NEW YORK — David Johansen, the wiry, gravelly- voiced singer and last surviving member of the glam and protopunk band the New York Dolls who later performed as his campy, pompadoured alter ego, Buster Poindexter, died Friday. He was 75.

Johansen died at his home in New York City, according to Rolling Stone, citing a family spokesperson. It was revealed earlier this year that he had stage 4 cancer and a brain tumor.

The New York Dolls were forerunners of punk and the band’s style — teased hair, women’s clothes and lots of makeup — inspired the glam movement that took up residence in heavy metal a decade later in bands like Faster Pussycat and Mötley Crüe.

“The New York Dolls were more than musicians; they were a phenomenon. They drew on old rock ’n’ roll, big-city blues, show tunes, the Rolling Stones and girl groups, and that was just for starters,” Bill Bentley wrote in “Smithsonian Rock and Roll: Live and Unseen.”

The band never found commercial success and was torn by internal strife and drug addictions, breaking up after two albums by the middle of the decade. In 2004, former Smiths frontman and Dolls admirer Morrissey convinced Johansen and other surviving members to regroup for the Meltdown Festival in England, leading to three more studio albums.

In the ’80s, Johansen assumed the persona of Buster Poindexter, a pompadour-styled lounge lizard who had a hit with the kitschy party single “Hot, Hot, Hot” in 1987. He also appeared in such movies as “Candy Mountain,” “Let It Ride,” “Married to the Mob” and had a memorable turn as the Ghost of Christmas Past in Bill Murray-led hit “Scrooged.”

Johansen was in 2023 the subject of Martin Scorsese and David Tedeschi’s documentary “Personality Crisis: One Night Only,” which mixed footage of his two-night stand at the Café Carlyle in January 2020 with flashbacks through his wildly varied career and intimate interviews.

The Dolls — the final original lineup included guitarists Sylvain Sylvain and Johnny Thunders, bassist Arthur Kane and drummer Jerry Nolan — rubbed shoulders with Lou Reed and Andy Warhol in the Lower East Side of Manhattan in the early 1970s.

They took their name from a toy hospital in Manhattan and were expected to take over the throne vacated by the Velvet Underground in the early 1970s.
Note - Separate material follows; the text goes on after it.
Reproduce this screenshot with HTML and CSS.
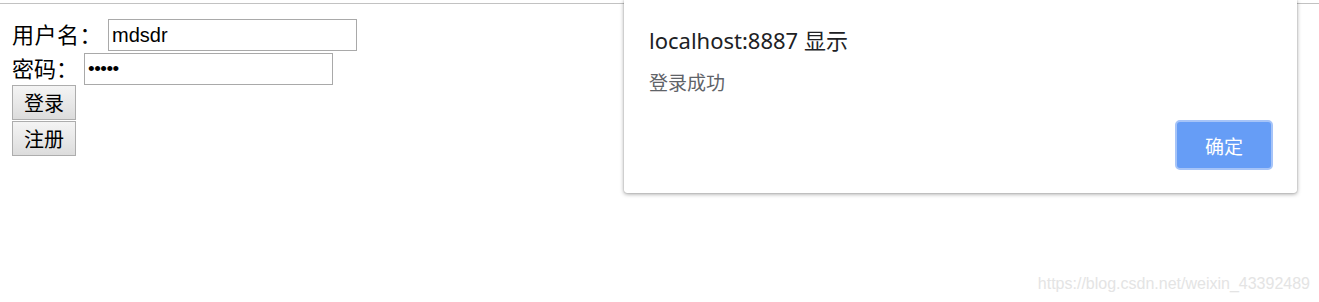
FILE: index.html
```html
<!DOCTYPE html>
<html lang="zh-CN">
<head>
<meta charset="utf-8">
<title>登录</title>
<link rel="stylesheet" href="styles.css">
</head>
<body>
<div class="topline"></div>
<form class="login">
  <div class="row">
    <span class="label label-user">用户名：</span>
    <input class="field field-user" type="text" value="mdsdr">
  </div>
  <div class="row">
    <span class="label label-pass">密码：</span>
    <input class="field field-pass" type="password" value="mdsdr">
  </div>
  <button class="btn" type="button">登录</button>
  <button class="btn btn-second" type="button">注册</button>
</form>

<div class="dialog">
  <div class="dialog-title"><span class="dialog-host">localhost:8887</span> 显示</div>
  <div class="dialog-msg">登录成功</div>
  <div class="dialog-actions">
    <button class="dialog-ok" type="button">确定</button>
  </div>
</div>

<div class="watermark">https://blog.csdn.net/weixin_43392489</div>
</body>
</html>
```

FILE: styles.css
```css
html, body {
  margin: 0;
  padding: 0;
  background: #ffffff;
}

body {
  font-family: "Noto Sans CJK SC", "Noto Sans", sans-serif;
  color: #000;
  position: relative;
  height: 302px;
  overflow: hidden;
}

.topline {
  margin-top: 3px;
  height: 1px;
  background: #c2c2c2;
}

.login {
  padding: 15px 0 0 12px;
}

.row {
  display: flex;
  align-items: center;
  height: 32px;
  margin-bottom: 2px;
}

.row + .row {
  margin-bottom: 0;
}

.label {
  font-size: 22px;
  line-height: 28px;
  margin-top: -4px;
  white-space: nowrap;
}

.label-user {
  letter-spacing: 0.5px;
}

.field {
  box-sizing: border-box;
  width: 249px;
  height: 32px;
  border: 1px solid #a9a9a9;
  padding: 0 3px;
  margin: 0;
  font-family: "Liberation Sans", Arial, sans-serif;
  font-size: 20px;
  color: #000;
  background: #fff;
  outline: none;
}

.field-user {
  margin-left: 6px;
}

.field-pass {
  margin-left: 6px;
  font-size: 19px;
  letter-spacing: -0.5px;
}

.btn {
  display: block;
  box-sizing: border-box;
  width: 64px;
  height: 35px;
  margin: 0;
  padding: 0;
  border: 1px solid #adadad;
  border-radius: 0;
  background: linear-gradient(#f4f4f4, #e6e6e6 60%, #dcdcdc);
  font-family: "Noto Sans CJK SC", sans-serif;
  font-size: 20px;
  line-height: 26px;
  color: #000;
}

.btn-second {
  margin-top: 1px;
}

.dialog {
  position: absolute;
  left: 624px;
  top: 0;
  width: 673px;
  height: 193px;
  box-sizing: border-box;
  background: #fff;
  border-radius: 0 0 3px 3px;
  box-shadow: 0 1px 4px rgba(0, 0, 0, 0.38), 0 0 1px rgba(0, 0, 0, 0.35);
  padding: 25px 24px 0 25px;
  display: flex;
  flex-direction: column;
}

.dialog-title {
  font-family: "Noto Sans", "Noto Sans CJK SC", sans-serif;
  font-size: 22px;
  line-height: 30px;
  color: #202124;
}

.dialog-msg {
  margin-top: 15px;
  font-family: "Noto Sans CJK SC", sans-serif;
  font-size: 19px;
  line-height: 24px;
  color: #5f6368;
}

.dialog-actions {
  display: flex;
  justify-content: flex-end;
  margin-top: 26px;
}

.dialog-ok {
  box-sizing: border-box;
  width: 98px;
  height: 50px;
  border: 2px solid #a6c4f8;
  border-radius: 5px;
  background: #669df6;
  color: #fff;
  font-family: "Noto Sans CJK SC", sans-serif;
  font-size: 19px;
  padding: 0;
}

.watermark {
  position: absolute;
  right: 9px;
  bottom: 9px;
  font-family: "Liberation Sans", Arial, sans-serif;
  font-size: 16px;
  color: #e4e4e4;
}
```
But neither of their first two albums — 1973’s “New York Dolls,” produced by Todd Rundgren, nor “Too Much Too Soon” a year later produced by Shadow Morton — charted.

The review of their debut album in Rolling Stone was complementary of their “strange combination of high pop-star drag and ruthless street arrogance.”
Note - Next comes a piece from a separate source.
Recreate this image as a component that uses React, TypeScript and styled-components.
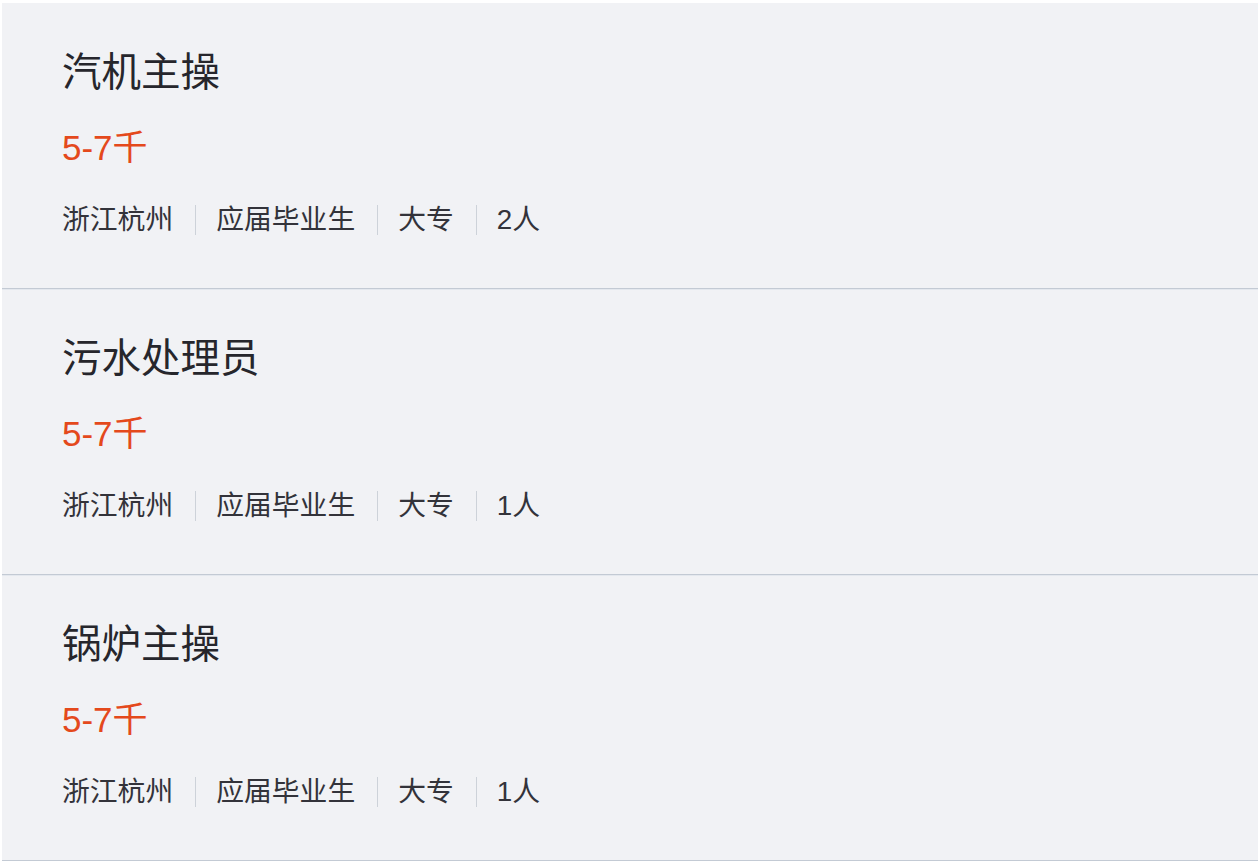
import React from "react";
import styled, { createGlobalStyle } from "styled-components";

const Global = createGlobalStyle`
  html, body { margin: 0; padding: 0; background: #ffffff; }
  body { font-family: "Liberation Sans", "Noto Sans CJK SC", sans-serif; }
`;

const List = styled.div`
  margin: 3px 0 0 2px;
  background: #f1f2f5;
  display: flex;
  flex-direction: column;
`;

const Row = styled.div`
  box-sizing: border-box;
  height: 286px;
  padding: 45px 0 0 60px;
  border-bottom: 1px solid #c3cad4;
  box-shadow: 0 1px 0 #e4e8ee;
  display: flex;
  flex-direction: column;
`;

const Title = styled.div`
  font-size: 39.5px;
  line-height: 48px;
  color: #26262c;
  font-family: "Liberation Sans", "Noto Sans CJK SC", sans-serif;
`;

const Salary = styled.div`
  margin-top: 28px;
  font-size: 35px;
  line-height: 48px;
  color: #e4491c;
  font-family: "Liberation Sans", "Noto Sans CJK SC", sans-serif;
`;

const Meta = styled.div`
  margin-top: 28px;
  display: flex;
  align-items: center;
  height: 40px;
  font-size: 27.8px;
  color: #33333a;
`;

const Item = styled.span<{ $first?: boolean }>`
  display: flex;
  align-items: center;
  line-height: 40px;
  &::before {
    content: "";
    display: ${(p) => (p.$first ? "none" : "block")};
    width: 1px;
    height: 30px;
    background: #cdd2d9;
    margin: 0 20px 0 22px;
  }
`;

const jobs = [
  { title: "汽机主操", salary: "5-7千", count: "2人" },
  { title: "污水处理员", salary: "5-7千", count: "1人" },
  { title: "锅炉主操", salary: "5-7千", count: "1人" },
];

export default function App() {
  return (
    <>
      <Global />
      <List>
        {jobs.map((j) => (
          <Row key={j.title}>
            <Title>{j.title}</Title>
            <Salary>{j.salary}</Salary>
            <Meta>
              <Item $first>浙江杭州</Item>
              <Item>应届毕业生</Item>
              <Item>大专</Item>
              <Item>{j.count}</Item>
            </Meta>
          </Row>
        ))}
      </List>
    </>
  );
}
Their songs included “Personality Crisis” (“You got it while it was hot/ But now frustration and heartache is what you got”), “Looking for a Kiss” (I need a fix and a kiss”) and “Frankenstein” (Is it a crime/ For you to fall in love with Frankenstein?”).

Rolling Stone, reviewing their second album, called them “the best hard-rock band in America right now” and called Johansen a “talented showman, with an amazing ability to bring characters to life as a lyricist.”

Decades later, Rolling Stone would list their self-titled debut album at No. 301 of the 500 Greatest Albums of All Time, writing “it’s hard to imagine the Ramones or the Replacements or a thousand other trash-junky bands without them.”

The Dolls, representing rock at its most debauched, were divisive. In 1973, they won the Creem magazine poll categories as the year’s best and worst new group. They were nominated several times for the Rock & Roll Hall of Fame but never got in.

Johansen is survived by his wife, Mara Hennessey, and a stepdaughter, Leah Hennessey.